Clearly, both by title and by intent, these payments are not “taxes” in the ordinary sense of that word, as defined by the Court of Appeals, but rather are compensatory levies for revenue foregone while the property was still being used for agricultural purposes. Moreover, since the law recognizes specific exceptions to this rule of liability, as noted above, we believe conversions under any other circumstances subject the property to liability for payments. {4}  Accordingly, it is our opinion that an exemption from “taxation” (except where sovereign immunity is applicable) does not extend to payments for conversion of agricultural lands to a non-farm use, be that use one for nonprofit or other purposes. {5}

Therefore, it is now our opinion that where agricultural land receiving an agricultural assessment is sold and converted, the statutory “payments” due upon conversion should be charged even if the buyer is exempt (but not immune) from “taxation” of that property. Administratively, the parcel may then appear twice on the next assessment roll: as an exempt parcel on the section of the assessment roll in which wholly exempt property is listed (9 NYCRR 190-1.3(a)(2)(i)(f)) and on the portion where converted agricultural property is listed (9 NYCRR 190-1.3(a)(2)(ii)(c)).
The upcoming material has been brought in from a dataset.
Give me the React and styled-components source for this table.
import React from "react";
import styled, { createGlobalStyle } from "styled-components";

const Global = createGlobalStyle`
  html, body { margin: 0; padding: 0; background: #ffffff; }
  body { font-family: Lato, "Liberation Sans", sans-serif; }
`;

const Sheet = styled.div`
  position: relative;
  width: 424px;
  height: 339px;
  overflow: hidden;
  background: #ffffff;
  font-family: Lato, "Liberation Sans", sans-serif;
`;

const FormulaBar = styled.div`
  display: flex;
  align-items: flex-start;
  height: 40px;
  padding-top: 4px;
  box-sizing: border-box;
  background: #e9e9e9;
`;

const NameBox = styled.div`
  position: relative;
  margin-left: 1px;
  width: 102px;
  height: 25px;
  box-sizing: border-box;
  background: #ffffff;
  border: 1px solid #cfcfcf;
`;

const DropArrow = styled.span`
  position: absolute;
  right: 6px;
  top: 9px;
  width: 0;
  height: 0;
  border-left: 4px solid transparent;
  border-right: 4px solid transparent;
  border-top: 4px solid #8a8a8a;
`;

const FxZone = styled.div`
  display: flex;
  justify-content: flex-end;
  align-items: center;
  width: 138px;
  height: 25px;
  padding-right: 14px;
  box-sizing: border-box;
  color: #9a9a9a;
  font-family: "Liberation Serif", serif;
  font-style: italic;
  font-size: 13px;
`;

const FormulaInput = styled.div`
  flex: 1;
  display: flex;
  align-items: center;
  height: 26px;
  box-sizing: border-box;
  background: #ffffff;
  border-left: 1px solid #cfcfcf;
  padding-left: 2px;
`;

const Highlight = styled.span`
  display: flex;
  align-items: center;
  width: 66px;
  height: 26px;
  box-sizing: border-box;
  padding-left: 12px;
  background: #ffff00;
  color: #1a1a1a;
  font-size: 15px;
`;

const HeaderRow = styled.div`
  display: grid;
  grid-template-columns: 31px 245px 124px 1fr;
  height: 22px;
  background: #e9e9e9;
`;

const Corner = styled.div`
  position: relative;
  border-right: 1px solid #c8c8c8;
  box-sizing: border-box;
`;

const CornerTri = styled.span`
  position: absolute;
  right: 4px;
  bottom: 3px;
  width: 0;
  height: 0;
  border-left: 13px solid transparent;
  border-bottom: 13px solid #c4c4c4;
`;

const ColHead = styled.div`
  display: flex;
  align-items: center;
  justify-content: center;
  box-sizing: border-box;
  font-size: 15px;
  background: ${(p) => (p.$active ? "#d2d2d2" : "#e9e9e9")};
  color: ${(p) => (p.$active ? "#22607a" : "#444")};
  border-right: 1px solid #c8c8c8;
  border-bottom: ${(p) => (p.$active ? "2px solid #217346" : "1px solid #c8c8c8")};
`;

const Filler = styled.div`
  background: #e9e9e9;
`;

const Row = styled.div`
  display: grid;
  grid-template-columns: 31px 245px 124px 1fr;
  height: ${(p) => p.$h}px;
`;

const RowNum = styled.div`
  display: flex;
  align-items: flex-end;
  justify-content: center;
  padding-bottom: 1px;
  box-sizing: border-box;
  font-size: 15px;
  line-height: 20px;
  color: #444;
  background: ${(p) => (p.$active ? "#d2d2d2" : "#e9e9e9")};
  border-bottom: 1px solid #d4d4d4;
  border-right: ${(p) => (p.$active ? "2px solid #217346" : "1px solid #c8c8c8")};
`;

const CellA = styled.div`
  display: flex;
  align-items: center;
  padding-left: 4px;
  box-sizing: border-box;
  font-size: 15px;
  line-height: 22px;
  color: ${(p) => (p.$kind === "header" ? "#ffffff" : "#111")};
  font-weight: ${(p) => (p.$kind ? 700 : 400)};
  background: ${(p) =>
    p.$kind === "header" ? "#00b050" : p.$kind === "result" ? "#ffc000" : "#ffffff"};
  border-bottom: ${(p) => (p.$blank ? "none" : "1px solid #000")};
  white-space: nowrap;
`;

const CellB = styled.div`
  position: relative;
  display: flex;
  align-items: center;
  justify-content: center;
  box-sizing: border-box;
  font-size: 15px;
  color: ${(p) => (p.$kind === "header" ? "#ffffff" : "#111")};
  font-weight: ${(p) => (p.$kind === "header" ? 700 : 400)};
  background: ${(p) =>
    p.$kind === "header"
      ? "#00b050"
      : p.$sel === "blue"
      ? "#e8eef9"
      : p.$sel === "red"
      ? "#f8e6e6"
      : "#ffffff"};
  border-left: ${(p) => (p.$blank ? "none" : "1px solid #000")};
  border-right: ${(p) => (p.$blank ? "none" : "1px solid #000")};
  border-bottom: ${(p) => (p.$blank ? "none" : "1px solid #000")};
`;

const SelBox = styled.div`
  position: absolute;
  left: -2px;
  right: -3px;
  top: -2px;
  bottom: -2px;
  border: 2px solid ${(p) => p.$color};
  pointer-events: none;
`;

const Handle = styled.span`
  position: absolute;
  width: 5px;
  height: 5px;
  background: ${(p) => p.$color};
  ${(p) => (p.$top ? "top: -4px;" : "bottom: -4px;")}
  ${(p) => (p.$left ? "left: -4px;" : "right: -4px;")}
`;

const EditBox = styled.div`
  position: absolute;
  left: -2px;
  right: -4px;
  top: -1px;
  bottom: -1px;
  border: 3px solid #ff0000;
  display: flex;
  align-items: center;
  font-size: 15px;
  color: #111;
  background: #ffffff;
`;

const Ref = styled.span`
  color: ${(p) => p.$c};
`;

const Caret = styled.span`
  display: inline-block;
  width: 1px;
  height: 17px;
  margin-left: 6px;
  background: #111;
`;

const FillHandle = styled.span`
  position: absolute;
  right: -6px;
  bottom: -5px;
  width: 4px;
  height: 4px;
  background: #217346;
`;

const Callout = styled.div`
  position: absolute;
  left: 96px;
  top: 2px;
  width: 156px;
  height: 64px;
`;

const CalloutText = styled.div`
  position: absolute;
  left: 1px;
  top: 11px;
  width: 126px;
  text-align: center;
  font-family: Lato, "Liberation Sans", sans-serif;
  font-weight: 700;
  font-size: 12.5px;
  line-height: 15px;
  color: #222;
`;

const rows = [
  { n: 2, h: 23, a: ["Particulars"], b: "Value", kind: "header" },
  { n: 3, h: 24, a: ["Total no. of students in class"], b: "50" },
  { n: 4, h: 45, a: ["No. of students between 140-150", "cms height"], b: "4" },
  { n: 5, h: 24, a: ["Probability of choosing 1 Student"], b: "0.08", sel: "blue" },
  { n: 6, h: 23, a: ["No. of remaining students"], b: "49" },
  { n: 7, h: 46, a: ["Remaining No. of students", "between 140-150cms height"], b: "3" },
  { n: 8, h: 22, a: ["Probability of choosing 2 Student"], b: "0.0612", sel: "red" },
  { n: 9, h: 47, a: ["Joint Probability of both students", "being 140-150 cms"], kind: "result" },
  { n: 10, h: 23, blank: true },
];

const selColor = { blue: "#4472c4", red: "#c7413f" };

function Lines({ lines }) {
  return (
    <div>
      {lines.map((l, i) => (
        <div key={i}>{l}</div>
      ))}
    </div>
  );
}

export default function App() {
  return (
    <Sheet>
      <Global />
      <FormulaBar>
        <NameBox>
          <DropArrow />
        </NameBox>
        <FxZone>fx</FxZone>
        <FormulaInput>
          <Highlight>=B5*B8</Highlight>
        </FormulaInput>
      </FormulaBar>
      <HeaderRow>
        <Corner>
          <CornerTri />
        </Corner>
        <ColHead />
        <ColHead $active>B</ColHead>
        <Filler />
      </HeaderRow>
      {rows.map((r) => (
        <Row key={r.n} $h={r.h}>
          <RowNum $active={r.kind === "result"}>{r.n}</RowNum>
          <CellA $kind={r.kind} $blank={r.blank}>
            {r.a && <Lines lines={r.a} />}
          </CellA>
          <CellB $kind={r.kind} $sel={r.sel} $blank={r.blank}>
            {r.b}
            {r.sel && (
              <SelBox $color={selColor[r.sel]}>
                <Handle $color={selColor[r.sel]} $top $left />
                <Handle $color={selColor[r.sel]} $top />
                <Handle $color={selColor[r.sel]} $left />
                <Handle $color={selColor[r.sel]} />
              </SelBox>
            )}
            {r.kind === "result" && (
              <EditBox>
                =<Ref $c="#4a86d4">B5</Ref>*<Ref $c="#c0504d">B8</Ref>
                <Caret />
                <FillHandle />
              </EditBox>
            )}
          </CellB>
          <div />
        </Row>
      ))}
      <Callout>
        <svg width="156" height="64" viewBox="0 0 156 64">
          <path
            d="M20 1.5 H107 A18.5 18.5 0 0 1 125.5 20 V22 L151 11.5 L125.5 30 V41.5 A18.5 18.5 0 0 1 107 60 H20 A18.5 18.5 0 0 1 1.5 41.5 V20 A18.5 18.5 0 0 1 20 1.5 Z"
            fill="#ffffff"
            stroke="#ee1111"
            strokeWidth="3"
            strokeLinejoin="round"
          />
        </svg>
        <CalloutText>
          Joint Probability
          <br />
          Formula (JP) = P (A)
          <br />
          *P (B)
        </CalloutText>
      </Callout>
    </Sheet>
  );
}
In other words, the property may be otherwise exempt from taxation, but still liable for payments resulting from the conversion. {6}

Finally, in answer to the third question, as noted above, payments are due only on converted lands or those portions of lands that are converted. So, if only the four acre parcel is converted, the payment owed for conversion should be calculated using the amount of taxes saved on those four acres. It is irrelevant whether the conversion occurs before or after the conveyance so long as that conversion occurs within the statutory period (of five or eight years) of the last time an agricultural assessment was received.

February 12, 1997


{1}  In prior opinions, we discussed the “penalties” imposed for the conversion of agricultural land (e.g., 6 Op.Counsel SBEA No. 66). The terms “penalty” or “penalty tax” are no longer used in connection with agricultural assessments. Both sections 305 (i.e., for land located within an agricultural district) and 306 of the Agriculture and Markets Law now provide that the conversion of land which received an agricultural assessment shall subject the land to a payment for such conversion.

{2}  Note that the cited opinions refer to “commitments” which were formerly required in §306. Formal, recorded commitments have been eliminated (L.1994, c.680).
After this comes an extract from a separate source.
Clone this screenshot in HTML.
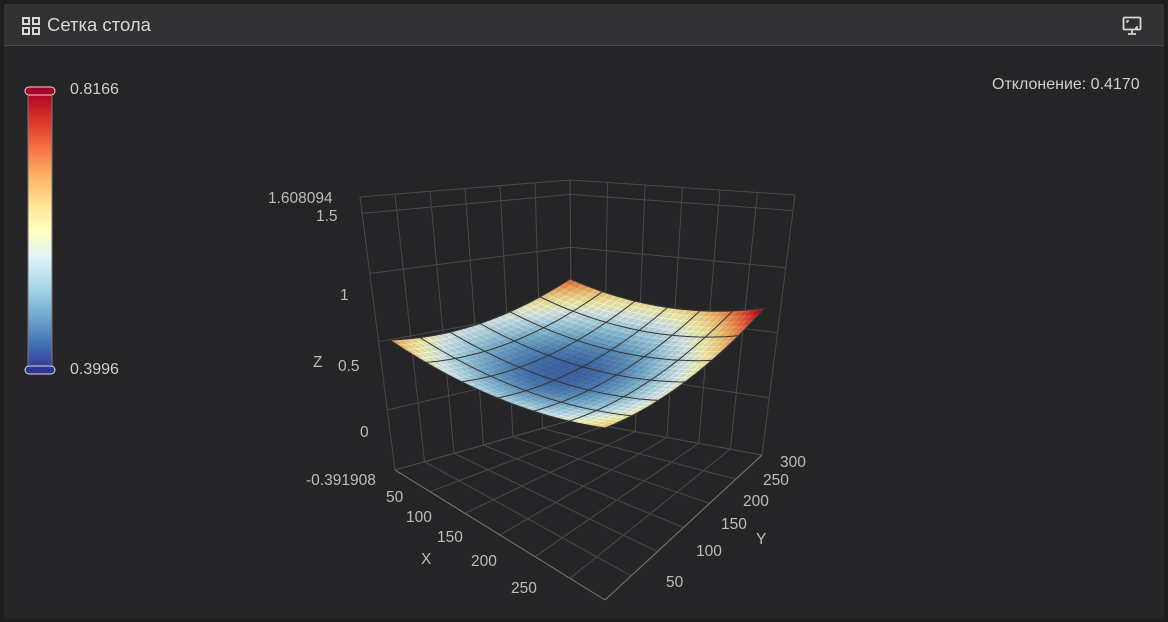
<!DOCTYPE html>
<html><head><meta charset="utf-8"><style>
html,body{margin:0;padding:0;background:#1e1e1f;width:1168px;height:622px;overflow:hidden;font-family:"Liberation Sans","Noto Sans CJK SC",sans-serif;}
.card{position:absolute;left:4px;top:4px;width:1160px;height:614px;background:#252527;border-radius:3px;overflow:hidden;}
.hdr{position:absolute;left:0;top:0;width:1160px;height:41px;background:#313134;border-bottom:1px solid #4a4a4d;}
.title{position:absolute;left:43px;top:10px;color:#d8d8d8;font-size:18.5px;}
.lbl{position:absolute;color:#cfcfcf;font-size:16px;}
svg text{font-family:"Liberation Sans",sans-serif;font-size:15.5px;fill:#bdbdbd;}
</style></head><body>
<div class="card">
<div class="hdr">
<svg style="position:absolute;left:18px;top:13px" width="18" height="18" viewBox="0 0 18 18" fill="none" stroke="#d8d8d8" stroke-width="2"><rect x="1" y="1" width="6" height="6"/><rect x="11" y="1" width="6" height="6"/><rect x="1" y="11" width="6" height="6"/><rect x="11" y="11" width="6" height="6"/></svg>
<div class="title">Сетка стола</div>
<svg style="position:absolute;left:1118px;top:12px" width="20" height="20" viewBox="0 0 20 20" fill="none" stroke="#d8d8d8" stroke-width="1.8"><rect x="1.5" y="1.5" width="17" height="12" rx="1"/><path d="M10 14v3M6 18h8"/><path d="M5 7V5h2M15 10v2h-2" stroke-width="1.5"/></svg>
</div>
<div class="lbl" style="left:988px;top:72px">Отклонение: 0.4170</div>
<div class="lbl" style="left:66px;top:77px">0.8166</div>
<div class="lbl" style="left:66px;top:357px">0.3996</div>
</div>
<svg style="position:absolute;left:0;top:0" width="1168" height="622">
<defs><linearGradient id="cb" x1="0" y1="0" x2="0" y2="1">
<stop offset="0" stop-color="#a50026"/><stop offset=".1" stop-color="#d73027"/><stop offset=".2" stop-color="#f46d43"/><stop offset=".3" stop-color="#fdae61"/><stop offset=".4" stop-color="#fee090"/><stop offset=".5" stop-color="#ffffbf"/><stop offset=".6" stop-color="#e0f3f8"/><stop offset=".7" stop-color="#abd9e9"/><stop offset=".8" stop-color="#74add1"/><stop offset=".9" stop-color="#4575b4"/><stop offset="1" stop-color="#313695"/></linearGradient></defs>
<rect x="28" y="90" width="24" height="280" fill="url(#cb)" stroke="#777" stroke-width="1"/>
<rect x="25" y="87" width="30" height="8" rx="4" fill="#a50026" stroke="#ddd" stroke-width="1"/>
<rect x="25" y="366" width="30" height="8" rx="4" fill="#313695" stroke="#ddd" stroke-width="1"/>
<g id="axes" stroke="#4a4a4c" stroke-width="1" fill="none"></g>
<g id="mesh"></g>
<g>
<text x="268" y="203">1.608094</text><text x="316" y="221">1.5</text>
<text x="340" y="300">1</text><text x="338" y="371">0.5</text><text x="313" y="367">Z</text>
<text x="360" y="437">0</text><text x="306" y="485">-0.391908</text>
<text x="386" y="502">50</text><text x="406" y="522">100</text><text x="437" y="542">150</text>
<text x="421" y="564">X</text><text x="471" y="566">200</text><text x="511" y="593">250</text>
<text x="780" y="467">300</text><text x="763" y="485">250</text><text x="743" y="506">200</text>
<text x="721" y="529">150</text><text x="756" y="544">Y</text><text x="696" y="556">100</text><text x="666" y="587">50</text>
</g>
</svg>
<script>
var ns="http://www.w3.org/2000/svg";
function L(g,a,b,c,d,col){var l=document.createElementNS(ns,"line");l.setAttribute("x1",a);l.setAttribute("y1",b);l.setAttribute("x2",c);l.setAttribute("y2",d);if(col)l.setAttribute("stroke",col);g.appendChild(l);}
var ax=document.getElementById("axes");
var TL=[360,197],BL=[395,470],TB=[570,180],BB=[572,420],TR=[795,195],BR=[762,455],FB=[605,600];
function lerp(p,q,t){return [p[0]+(q[0]-p[0])*t,p[1]+(q[1]-p[1])*t];}
for(var i=0;i<=6;i++){var t=i/6;var a=lerp(TL,TB,t),b=lerp(BL,BB,t);L(ax,a[0],a[1],b[0],b[1]);}
for(var i=0;i<=6;i++){var t=i/6;var a=lerp(TB,TR,t),b=lerp(BB,BR,t);L(ax,a[0],a[1],b[0],b[1]);}
[0,0.06,0.28,0.53,0.78,1].forEach(function(t){var a=lerp(TL,BL,t),b=lerp(TB,BB,t),c=lerp(TR,BR,t);L(ax,a[0],a[1],b[0],b[1]);L(ax,b[0],b[1],c[0],c[1]);});
for(var i=0;i<=6;i++){var t=i/6;var a=lerp(BL,FB,t),b=lerp(BB,BR,t);L(ax,a[0],a[1],b[0],b[1]);var c=lerp(BL,BB,t),d=lerp(FB,BR,t);L(ax,c[0],c[1],d[0],d[1]);}
L(ax,BL[0],BL[1],FB[0],FB[1],"#777");L(ax,FB[0],FB[1],BR[0],BR[1],"#777");
var C0=[390,340],C1=[570,279],C2=[765,308],C3=[605,428];
var V=[0.7,0.74,0.82,0.68];
var stops=[[165,0,38],[215,48,39],[244,109,67],[253,174,97],[254,224,144],[255,255,191],[224,243,248],[171,217,233],[116,173,209],[69,117,180],[49,54,149]];
function col(v){var t=(0.8166-v)/(0.8166-0.3996);t=Math.max(0,Math.min(1,t))*10;var i=Math.min(9,Math.floor(t)),f=t-i;var a=stops[i],b=stops[i+1];return "rgb("+[0,1,2].map(function(k){return Math.round(a[k]+(b[k]-a[k])*f)}).join(",")+")";}
function P(u,v){
 var x=(1-u)*(1-v)*C0[0]+u*(1-v)*C1[0]+u*v*C2[0]+(1-u)*v*C3[0];
 var y=(1-u)*(1-v)*C0[1]+u*(1-v)*C1[1]+u*v*C2[1]+(1-u)*v*C3[1];
 var s=1-((2*u-1)*(2*u-1)+(2*v-1)*(2*v-1))/2;y+=28*s;
 var val=(1-u)*(1-v)*V[0]+u*(1-v)*V[1]+u*v*V[2]+(1-u)*v*V[3]-0.3*s;
 return [x,y,val];}
var m=document.getElementById("mesh"),N=30,h="";
for(var i=0;i<N;i++)for(var j=0;j<N;j++){var a=P(i/N,j/N),b=P((i+1)/N,j/N),c=P((i+1)/N,(j+1)/N),d=P(i/N,(j+1)/N);var c2=col((a[2]+b[2]+c[2]+d[2])/4);
h+='<polygon points="'+[a,b,c,d].map(function(p){return p[0].toFixed(1)+","+p[1].toFixed(1)}).join(" ")+'" fill="'+c2+'" stroke="'+c2+'" stroke-width="0.6" fill-opacity="0.85" stroke-opacity="0.85"/>';}
for(var k=0;k<=6;k++){var pts1=[],pts2=[];for(var s=0;s<=30;s++){var p=P(k/6,s/30);pts1.push(p[0].toFixed(1)+","+p[1].toFixed(1));p=P(s/30,k/6);pts2.push(p[0].toFixed(1)+","+p[1].toFixed(1));}
h+='<polyline points="'+pts1.join(" ")+'" fill="none" stroke="#333" stroke-width="1"/><polyline points="'+pts2.join(" ")+'" fill="none" stroke="#333" stroke-width="1"/>';}
m.innerHTML=h;
</script>
</body></html>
{3}  We recognize that the term first applied to amounts due attributable to conversion of lands within an agricultural district was “roll-back taxes,” but, as noted, the statute currently labels all these charges as “payments.”

{4}  As stated in McKinney’s Statutes, §240, “It is a universal principle in the interpretation of statutes that expressio unius est exclusio alterius. That is, to say, the specific mention of one person or thing implies the exclusion of other persons or things.”

{5}  To the extent that 8 Op.Counsel SBEA No. 109 is inconsistent with this conclusion, it is hereby superseded. That Opinion incorrectly analogized acquisition and conversion by a municipal corporation to that by the Federal or State government. Since the Federal and State governments enjoy sovereign immunity - to which a municipal corporation is not entitled - the analogy and the opinion based thereon is incorrect. (With respect to the Federal or State government, we call attention to our opinion, 8 Op.Counsel SBEA No. 44, cited with approval by the Court of Appeals in LIPA v. Shoreham-Wading River Central School District, 88 N.Y.2d 503, 512, 647 N.Y.S.2d 135, 139 (1996), and United States v. Alabama, 313 U.S. 274, 61 S.Ct. 1011, 85 L.Ed. 1327 (1941).)

{6}  Although section 306(2)(a)(ii) of the Agriculture and Markets Law provides, in part, that the payments for conversion are to “be levied in the same manner as other taxes,” in our opinion, this does not transform the payments into taxes. Instead, we read this provision as prescribing the means to administer the payments. We construe section 305(d)(iii)(b), which provides that the payments are “subject to administrative and judicial review as provided by law for review of assessments,” in a similar manner.